━━━━━ COLLECTED MATERIAL ━━━━━
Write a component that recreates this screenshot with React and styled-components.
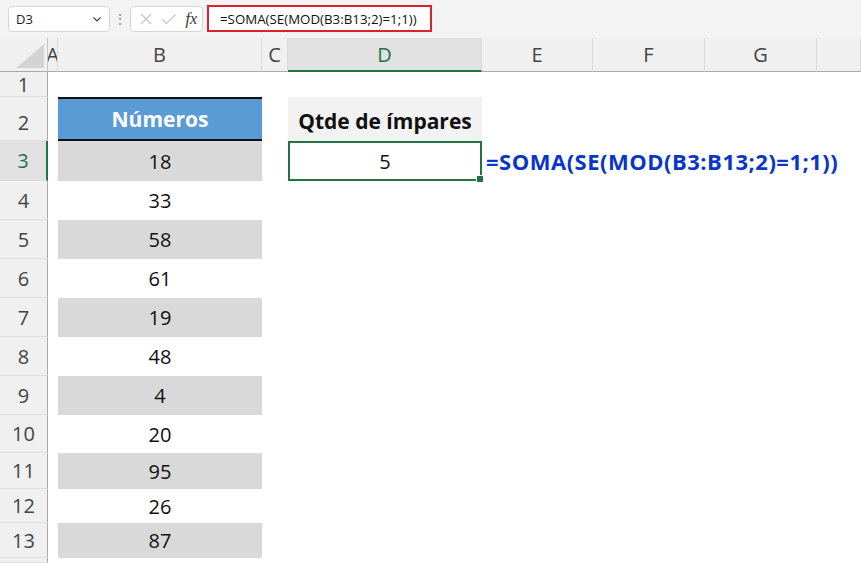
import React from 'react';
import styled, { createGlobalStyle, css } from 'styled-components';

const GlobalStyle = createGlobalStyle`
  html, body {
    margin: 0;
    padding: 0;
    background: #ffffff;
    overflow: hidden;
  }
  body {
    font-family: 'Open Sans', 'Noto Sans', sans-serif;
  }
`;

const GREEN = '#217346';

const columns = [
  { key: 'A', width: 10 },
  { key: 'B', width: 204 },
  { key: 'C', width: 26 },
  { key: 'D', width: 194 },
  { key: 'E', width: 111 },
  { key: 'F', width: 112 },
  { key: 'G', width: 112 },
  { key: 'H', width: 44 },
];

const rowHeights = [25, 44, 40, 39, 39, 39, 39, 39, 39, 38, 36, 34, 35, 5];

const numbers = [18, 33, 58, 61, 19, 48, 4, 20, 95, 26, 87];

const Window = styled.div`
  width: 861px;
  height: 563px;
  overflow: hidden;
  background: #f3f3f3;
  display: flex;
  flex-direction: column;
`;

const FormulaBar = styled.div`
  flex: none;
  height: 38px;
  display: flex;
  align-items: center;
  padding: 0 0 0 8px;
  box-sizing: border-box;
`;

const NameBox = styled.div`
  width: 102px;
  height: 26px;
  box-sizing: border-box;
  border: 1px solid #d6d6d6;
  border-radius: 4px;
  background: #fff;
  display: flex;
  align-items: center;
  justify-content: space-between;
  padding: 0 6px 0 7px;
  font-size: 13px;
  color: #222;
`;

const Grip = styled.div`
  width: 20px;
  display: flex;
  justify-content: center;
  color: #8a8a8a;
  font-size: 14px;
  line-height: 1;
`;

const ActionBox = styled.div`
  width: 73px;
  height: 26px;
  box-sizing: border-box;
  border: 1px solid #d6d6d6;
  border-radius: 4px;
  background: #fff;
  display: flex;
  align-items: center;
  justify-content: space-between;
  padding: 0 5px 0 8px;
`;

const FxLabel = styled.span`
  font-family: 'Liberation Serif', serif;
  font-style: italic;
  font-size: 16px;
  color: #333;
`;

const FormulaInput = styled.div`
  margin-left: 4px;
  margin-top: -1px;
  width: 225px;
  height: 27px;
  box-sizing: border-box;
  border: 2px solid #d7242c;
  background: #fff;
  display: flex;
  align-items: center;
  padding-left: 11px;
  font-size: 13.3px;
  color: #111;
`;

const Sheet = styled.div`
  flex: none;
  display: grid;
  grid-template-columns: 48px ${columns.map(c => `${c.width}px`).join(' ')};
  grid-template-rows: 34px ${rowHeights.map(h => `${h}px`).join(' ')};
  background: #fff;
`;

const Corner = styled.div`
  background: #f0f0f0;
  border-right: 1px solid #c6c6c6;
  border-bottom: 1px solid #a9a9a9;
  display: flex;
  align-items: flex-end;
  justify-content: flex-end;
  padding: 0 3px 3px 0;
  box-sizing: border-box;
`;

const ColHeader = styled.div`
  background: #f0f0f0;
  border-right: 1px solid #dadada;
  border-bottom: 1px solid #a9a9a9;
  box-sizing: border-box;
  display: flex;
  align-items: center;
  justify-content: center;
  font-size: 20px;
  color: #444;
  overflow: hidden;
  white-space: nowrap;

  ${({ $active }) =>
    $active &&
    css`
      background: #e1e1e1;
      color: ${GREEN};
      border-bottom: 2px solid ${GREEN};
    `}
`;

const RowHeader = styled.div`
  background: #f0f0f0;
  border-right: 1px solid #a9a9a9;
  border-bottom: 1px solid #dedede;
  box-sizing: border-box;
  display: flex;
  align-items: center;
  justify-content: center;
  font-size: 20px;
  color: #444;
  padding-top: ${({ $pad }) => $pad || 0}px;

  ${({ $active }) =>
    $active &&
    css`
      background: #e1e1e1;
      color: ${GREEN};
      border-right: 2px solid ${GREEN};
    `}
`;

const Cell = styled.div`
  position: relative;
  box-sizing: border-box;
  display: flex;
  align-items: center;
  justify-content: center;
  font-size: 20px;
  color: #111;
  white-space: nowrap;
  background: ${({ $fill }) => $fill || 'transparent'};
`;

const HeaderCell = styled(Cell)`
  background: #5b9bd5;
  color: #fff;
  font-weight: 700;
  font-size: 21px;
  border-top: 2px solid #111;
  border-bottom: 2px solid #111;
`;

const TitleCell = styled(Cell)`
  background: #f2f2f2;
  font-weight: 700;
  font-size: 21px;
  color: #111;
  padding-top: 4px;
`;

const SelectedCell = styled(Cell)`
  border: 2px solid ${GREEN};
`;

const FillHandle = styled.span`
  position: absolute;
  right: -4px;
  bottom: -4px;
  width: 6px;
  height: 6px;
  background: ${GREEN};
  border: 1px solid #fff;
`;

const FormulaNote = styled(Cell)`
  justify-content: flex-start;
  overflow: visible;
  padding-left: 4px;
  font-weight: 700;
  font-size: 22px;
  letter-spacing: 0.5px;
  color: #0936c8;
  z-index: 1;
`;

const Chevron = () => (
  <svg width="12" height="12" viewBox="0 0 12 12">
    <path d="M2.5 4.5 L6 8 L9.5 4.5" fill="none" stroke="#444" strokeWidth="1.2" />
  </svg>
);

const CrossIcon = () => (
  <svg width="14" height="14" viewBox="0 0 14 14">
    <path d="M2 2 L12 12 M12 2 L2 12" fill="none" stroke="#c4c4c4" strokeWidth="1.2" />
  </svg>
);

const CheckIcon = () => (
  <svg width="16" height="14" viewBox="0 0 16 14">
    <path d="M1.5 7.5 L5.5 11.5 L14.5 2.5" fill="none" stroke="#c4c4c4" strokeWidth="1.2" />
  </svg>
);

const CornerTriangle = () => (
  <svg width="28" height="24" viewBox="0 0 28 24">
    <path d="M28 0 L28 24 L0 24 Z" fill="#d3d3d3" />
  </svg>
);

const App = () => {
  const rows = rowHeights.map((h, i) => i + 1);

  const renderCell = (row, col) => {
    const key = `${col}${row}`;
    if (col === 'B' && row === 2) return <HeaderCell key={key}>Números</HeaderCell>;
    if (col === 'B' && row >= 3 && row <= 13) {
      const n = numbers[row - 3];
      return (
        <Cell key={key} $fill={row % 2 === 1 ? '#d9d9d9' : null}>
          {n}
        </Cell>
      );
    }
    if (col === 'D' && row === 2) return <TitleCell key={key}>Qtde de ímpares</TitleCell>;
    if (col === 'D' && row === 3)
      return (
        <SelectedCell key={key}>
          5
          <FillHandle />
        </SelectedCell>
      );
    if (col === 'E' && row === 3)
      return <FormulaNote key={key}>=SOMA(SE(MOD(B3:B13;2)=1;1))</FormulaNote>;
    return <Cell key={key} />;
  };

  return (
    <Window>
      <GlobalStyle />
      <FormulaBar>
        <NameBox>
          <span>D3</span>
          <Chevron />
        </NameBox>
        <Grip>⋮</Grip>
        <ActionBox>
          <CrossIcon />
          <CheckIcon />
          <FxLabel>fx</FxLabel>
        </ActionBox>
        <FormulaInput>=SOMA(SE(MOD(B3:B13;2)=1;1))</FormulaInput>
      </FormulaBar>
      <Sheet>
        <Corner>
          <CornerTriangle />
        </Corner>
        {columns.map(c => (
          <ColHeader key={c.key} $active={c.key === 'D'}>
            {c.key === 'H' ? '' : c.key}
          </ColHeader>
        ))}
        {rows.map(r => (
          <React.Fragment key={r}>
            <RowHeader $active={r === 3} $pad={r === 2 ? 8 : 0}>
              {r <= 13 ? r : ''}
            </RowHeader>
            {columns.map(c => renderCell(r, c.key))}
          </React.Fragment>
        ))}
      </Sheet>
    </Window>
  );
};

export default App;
━━━━━
# WRITTEN TASK
Find each line that has the word "components", then copy it out.

# THE REPLY
Write a component that recreates this screenshot with React and styled-components.
import styled, { createGlobalStyle, css } from 'styled-components';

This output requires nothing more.